ドンロン氏は「商業的な視点で全てを見たくはない」と言いつつも、World Poolで馬券が売れ、その売り上げが大きければ、主催競馬場にもより多くの還元があるという現実を認めた。
「World Poolはすべて手数料制で、売上高に依存しています。だから誰もがその成功の利害関係者になります。つまり私たちもリスクを共有しているのです」と語り、欧州のワールドプール開催競馬場と香港ジョッキークラブ(HKJC)のWorld Poolチームとの定期会議で、経験やアイデアを共有していると付け加えた。
「World Pool対象レースの売上が増えれば、それだけ競馬場にとっても有益になります。売上を増やす要因はいくつかありますが、その中でも最大のものは出走頭数です。G1レースではこの点が難しく、理想の数字は8頭。8頭を下回ると売上は大きく落ち込みます」
国際馬の参戦は、もちろんその出走頭数を増やすことにつながる。
もっとも、World Poolや日本での同時発売が国際馬招致の要因となったのは最近のことで、2000年代初期の招致理由とは異なる。
スミス氏、ダービー氏、ドンロン氏はいずれも、国際馬を呼び込む主目的は常に「大レースのブランド価値を高め、競争の激しい国際市場で存在感を維持すること」にあると強調する。
「基本的にはブランドのためなのです」とスミス氏。「世界舞台での地位を得るために、アスコット競馬場は過去20年以上取り組んできました。リトルブリッジとブラックキャビアが同じ年のロイヤルアスコットで勝ったときのように素晴らしい年もありましたし、難しい年もありましたが、総じてうまくいっていますし、世界地図に名を刻むことができたと思っています」
スミス氏は、アスコット競馬場が『国際的視点』を本格的に取り入れ始めたのは、2004年の大規模改修に向けた数年間だったと振り返る。当時、馬場管理責任者を務めていたのはニック・チェイン氏。その前年、オーストラリア馬のショワジールがロイヤルアスコットでキングズスタンドSとゴールデンジュビリーSを連勝し、欧州勢を驚かせていた。

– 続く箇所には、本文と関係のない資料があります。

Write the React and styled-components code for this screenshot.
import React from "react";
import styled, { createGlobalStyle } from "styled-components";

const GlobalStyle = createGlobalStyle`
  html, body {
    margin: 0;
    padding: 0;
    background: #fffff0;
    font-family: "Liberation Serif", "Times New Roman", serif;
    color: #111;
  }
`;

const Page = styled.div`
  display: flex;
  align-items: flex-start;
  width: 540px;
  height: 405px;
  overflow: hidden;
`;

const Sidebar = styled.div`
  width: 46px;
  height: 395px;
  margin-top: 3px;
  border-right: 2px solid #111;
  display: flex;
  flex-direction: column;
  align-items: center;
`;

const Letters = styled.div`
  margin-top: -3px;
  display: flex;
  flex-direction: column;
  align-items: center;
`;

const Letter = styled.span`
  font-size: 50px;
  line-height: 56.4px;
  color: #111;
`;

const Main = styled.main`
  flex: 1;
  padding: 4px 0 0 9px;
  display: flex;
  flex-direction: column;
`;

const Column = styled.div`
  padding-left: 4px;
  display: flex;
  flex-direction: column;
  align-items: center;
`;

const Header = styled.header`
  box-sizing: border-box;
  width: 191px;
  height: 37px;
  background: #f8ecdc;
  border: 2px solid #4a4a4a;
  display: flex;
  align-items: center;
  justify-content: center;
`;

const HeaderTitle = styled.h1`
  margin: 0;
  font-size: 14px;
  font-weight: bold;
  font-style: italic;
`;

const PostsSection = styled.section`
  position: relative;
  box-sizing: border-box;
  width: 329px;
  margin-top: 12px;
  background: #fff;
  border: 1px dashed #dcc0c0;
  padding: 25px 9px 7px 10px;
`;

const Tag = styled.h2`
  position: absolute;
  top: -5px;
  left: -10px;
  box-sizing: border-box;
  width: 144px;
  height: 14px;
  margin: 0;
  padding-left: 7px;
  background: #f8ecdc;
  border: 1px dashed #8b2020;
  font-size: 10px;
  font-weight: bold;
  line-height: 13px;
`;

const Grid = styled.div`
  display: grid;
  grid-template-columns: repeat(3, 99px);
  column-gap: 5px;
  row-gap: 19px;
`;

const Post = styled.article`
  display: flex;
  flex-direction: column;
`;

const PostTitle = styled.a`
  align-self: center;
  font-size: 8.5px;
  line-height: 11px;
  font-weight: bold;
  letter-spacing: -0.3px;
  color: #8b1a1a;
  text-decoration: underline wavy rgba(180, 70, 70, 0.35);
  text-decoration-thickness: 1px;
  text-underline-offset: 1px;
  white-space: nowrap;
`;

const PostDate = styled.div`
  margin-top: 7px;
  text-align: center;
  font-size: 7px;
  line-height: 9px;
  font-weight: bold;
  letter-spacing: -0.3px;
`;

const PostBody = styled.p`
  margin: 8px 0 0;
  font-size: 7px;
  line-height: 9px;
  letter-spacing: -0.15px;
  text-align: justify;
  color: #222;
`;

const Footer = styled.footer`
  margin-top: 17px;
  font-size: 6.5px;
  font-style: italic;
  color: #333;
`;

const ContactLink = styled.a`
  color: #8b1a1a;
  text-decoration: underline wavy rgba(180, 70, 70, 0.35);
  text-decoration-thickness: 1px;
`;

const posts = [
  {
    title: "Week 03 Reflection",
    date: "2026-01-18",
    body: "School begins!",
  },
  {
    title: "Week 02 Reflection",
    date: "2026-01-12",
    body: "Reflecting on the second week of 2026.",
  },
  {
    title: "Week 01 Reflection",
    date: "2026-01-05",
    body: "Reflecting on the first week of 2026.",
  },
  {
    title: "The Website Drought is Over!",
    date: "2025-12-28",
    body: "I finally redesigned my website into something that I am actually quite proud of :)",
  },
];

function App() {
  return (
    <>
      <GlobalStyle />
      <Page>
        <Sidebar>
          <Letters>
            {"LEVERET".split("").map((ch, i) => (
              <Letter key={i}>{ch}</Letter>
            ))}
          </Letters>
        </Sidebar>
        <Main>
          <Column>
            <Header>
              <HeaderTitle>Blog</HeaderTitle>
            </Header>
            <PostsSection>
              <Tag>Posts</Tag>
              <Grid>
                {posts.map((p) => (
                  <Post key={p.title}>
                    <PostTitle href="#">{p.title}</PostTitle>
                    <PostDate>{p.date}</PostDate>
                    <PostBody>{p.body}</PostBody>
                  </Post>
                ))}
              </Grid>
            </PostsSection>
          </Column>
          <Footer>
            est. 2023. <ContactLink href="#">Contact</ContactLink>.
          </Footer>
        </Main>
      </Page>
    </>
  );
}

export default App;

「欧州の枠を越えたのは初めてのことでした。当時は主に豪レーシング・ヴィクトリアとの提携を中心に、さまざまな競馬団体と連携を組み始めました。そこからすべてが始まったのです」
ちょうどその頃、ヨーク競馬場も国際化を加速させていた。ゼンノロブロイが2004年にジャパンカップと有馬記念を制し、名手武豊騎手に導かれてインターナショナルSで2着に健闘したのもその象徴だ。

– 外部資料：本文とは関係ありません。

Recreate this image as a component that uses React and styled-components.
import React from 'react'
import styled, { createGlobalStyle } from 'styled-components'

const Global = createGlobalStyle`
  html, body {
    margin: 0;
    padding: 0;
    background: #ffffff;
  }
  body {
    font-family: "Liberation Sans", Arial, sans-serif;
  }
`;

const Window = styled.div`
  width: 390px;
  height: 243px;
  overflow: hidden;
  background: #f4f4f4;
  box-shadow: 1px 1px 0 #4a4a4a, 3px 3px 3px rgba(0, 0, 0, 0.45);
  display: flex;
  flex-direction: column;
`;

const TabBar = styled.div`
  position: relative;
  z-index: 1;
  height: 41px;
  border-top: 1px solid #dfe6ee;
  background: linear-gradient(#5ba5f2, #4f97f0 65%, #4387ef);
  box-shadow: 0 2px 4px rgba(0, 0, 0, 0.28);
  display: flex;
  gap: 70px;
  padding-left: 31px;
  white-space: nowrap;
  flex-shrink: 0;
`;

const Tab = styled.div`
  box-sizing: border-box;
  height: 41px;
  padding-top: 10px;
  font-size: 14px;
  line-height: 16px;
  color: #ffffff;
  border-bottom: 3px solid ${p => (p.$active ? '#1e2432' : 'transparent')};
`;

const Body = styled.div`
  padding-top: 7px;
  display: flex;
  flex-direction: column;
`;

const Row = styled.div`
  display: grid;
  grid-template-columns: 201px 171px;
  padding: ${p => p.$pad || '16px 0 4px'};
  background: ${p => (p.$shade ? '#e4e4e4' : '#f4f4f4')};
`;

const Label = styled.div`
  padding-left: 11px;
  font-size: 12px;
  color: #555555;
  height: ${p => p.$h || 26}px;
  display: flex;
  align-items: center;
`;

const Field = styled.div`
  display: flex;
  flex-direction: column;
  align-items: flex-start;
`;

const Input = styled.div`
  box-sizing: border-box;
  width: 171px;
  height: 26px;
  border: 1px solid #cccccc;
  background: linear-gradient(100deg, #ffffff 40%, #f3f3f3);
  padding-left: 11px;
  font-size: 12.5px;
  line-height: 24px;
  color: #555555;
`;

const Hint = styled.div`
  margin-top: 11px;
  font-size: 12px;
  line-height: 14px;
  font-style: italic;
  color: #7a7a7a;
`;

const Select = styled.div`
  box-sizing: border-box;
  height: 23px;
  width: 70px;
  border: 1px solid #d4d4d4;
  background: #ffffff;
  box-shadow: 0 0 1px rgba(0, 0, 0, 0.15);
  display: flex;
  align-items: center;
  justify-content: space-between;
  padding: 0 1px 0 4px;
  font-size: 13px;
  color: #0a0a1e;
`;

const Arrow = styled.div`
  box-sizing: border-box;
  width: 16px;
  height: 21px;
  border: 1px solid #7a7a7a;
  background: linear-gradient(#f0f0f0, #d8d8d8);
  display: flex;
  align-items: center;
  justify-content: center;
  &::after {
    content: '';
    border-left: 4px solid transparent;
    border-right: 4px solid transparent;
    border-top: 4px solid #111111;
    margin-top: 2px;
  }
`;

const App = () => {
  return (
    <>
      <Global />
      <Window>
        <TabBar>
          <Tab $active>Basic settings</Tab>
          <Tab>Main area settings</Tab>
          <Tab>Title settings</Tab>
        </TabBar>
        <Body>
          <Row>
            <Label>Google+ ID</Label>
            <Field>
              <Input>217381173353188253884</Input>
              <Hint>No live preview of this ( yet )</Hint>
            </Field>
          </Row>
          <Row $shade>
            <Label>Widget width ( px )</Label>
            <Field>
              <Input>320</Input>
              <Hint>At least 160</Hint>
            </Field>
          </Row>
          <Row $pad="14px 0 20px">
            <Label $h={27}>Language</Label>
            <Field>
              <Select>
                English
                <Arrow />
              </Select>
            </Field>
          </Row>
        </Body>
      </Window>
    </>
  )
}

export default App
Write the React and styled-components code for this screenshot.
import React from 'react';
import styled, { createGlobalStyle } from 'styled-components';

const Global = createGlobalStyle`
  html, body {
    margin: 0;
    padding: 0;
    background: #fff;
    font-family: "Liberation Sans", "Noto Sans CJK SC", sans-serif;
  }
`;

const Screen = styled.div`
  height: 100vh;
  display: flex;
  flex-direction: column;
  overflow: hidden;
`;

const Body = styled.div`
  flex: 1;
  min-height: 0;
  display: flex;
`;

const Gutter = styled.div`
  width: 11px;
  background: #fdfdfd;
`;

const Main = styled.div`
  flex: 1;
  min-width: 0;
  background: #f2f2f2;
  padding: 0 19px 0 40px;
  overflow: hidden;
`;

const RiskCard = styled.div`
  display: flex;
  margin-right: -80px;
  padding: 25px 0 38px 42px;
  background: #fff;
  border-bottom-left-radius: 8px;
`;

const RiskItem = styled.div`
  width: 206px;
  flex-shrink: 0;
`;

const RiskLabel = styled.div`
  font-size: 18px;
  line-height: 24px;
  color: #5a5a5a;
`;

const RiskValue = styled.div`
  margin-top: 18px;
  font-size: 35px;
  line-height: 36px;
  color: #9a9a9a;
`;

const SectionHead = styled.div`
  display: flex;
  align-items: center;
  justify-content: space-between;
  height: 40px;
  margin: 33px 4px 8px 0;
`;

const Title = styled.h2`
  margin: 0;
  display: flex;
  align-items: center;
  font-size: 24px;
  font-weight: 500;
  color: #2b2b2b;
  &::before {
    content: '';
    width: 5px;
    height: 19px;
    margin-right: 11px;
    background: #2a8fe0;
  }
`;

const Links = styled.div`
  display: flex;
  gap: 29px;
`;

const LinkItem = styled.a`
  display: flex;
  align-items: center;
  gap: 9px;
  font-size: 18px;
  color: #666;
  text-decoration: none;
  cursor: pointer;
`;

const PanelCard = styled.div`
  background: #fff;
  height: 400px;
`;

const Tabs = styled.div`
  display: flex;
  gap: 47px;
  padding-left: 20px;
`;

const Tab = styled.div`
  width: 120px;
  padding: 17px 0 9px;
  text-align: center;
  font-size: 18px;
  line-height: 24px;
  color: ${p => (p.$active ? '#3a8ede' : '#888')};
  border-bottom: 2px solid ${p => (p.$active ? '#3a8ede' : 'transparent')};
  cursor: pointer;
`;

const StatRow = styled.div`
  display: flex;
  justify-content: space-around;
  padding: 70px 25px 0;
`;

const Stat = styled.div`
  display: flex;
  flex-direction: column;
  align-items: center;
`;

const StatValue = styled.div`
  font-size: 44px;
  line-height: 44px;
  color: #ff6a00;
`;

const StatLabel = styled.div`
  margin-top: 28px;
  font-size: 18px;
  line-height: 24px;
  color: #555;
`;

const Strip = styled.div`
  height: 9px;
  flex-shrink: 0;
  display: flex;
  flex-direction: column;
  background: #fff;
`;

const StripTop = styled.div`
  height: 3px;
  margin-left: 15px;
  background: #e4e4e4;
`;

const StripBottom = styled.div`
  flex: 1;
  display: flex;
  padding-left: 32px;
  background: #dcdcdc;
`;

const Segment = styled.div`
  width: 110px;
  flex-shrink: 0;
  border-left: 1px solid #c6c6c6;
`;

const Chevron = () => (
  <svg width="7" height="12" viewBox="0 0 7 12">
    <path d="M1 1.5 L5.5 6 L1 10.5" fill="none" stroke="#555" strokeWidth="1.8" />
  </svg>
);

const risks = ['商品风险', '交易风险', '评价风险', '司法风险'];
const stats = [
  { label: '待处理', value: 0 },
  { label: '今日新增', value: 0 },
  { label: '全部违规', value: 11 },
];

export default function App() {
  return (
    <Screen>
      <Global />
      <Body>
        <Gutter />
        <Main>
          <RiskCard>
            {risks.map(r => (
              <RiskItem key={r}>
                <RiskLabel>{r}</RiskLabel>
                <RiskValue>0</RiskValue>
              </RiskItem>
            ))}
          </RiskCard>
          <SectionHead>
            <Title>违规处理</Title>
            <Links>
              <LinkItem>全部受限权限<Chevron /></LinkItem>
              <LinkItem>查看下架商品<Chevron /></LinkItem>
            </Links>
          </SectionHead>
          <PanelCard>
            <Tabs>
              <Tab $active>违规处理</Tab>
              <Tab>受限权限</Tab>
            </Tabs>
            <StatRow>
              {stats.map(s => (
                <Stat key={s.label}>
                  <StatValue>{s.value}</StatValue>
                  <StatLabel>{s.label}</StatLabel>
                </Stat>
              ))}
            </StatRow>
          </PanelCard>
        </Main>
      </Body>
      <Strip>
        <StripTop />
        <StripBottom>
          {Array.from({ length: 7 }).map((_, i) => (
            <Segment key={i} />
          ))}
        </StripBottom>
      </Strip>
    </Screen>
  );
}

こうした取り組みの背景には、20世紀後半に起きた競馬界の変革があった。ブリーダーズカップやジャパンCといった既存イベントの成熟、シェイク・モハメドによるゴドルフィンの設立と大陸間のレースをターゲットにする世界戦略、ドバイワールドカップ開催の成功、欧州馬のメルボルンカップ遠征、そして1998年モーリスドゲスト賞でシーキングザパールが海外G1初制覇を果たした日本競馬の台頭などである。
国際的な遠征を促進するための短命プロジェクトもあった。グローバルスプリントチャレンジ、アジアマイルチャレンジ、エミレーツワールドシリーズといった取り組みである。
そうした流れの中で、日本調教師の海外遠征は積極性を増し、日本馬が世界の一線級と互角に戦えることを証明してきた。
それ以来、国際的な遠征は一般的なものとなり、むしろ競馬界にとってますます重要になっている。多くの地域で競馬は他のスポーツや余暇産業との競争に苦戦しているが、その中で日本の参加はますます重要な意味を持つ。英国やアイルランドの競馬場は低い賞金水準という制約を抱えながらも、長年かけて築いてきた関係性と一流の競馬体験の提供により、一定の成果を挙げている。
「私たちが学んだ最大の教訓は、今年の馬や今日話している馬主や調教師が重要なのではなく、将来遠征に適した馬を持つであろう彼らが重要だということです」とスミス氏は言う。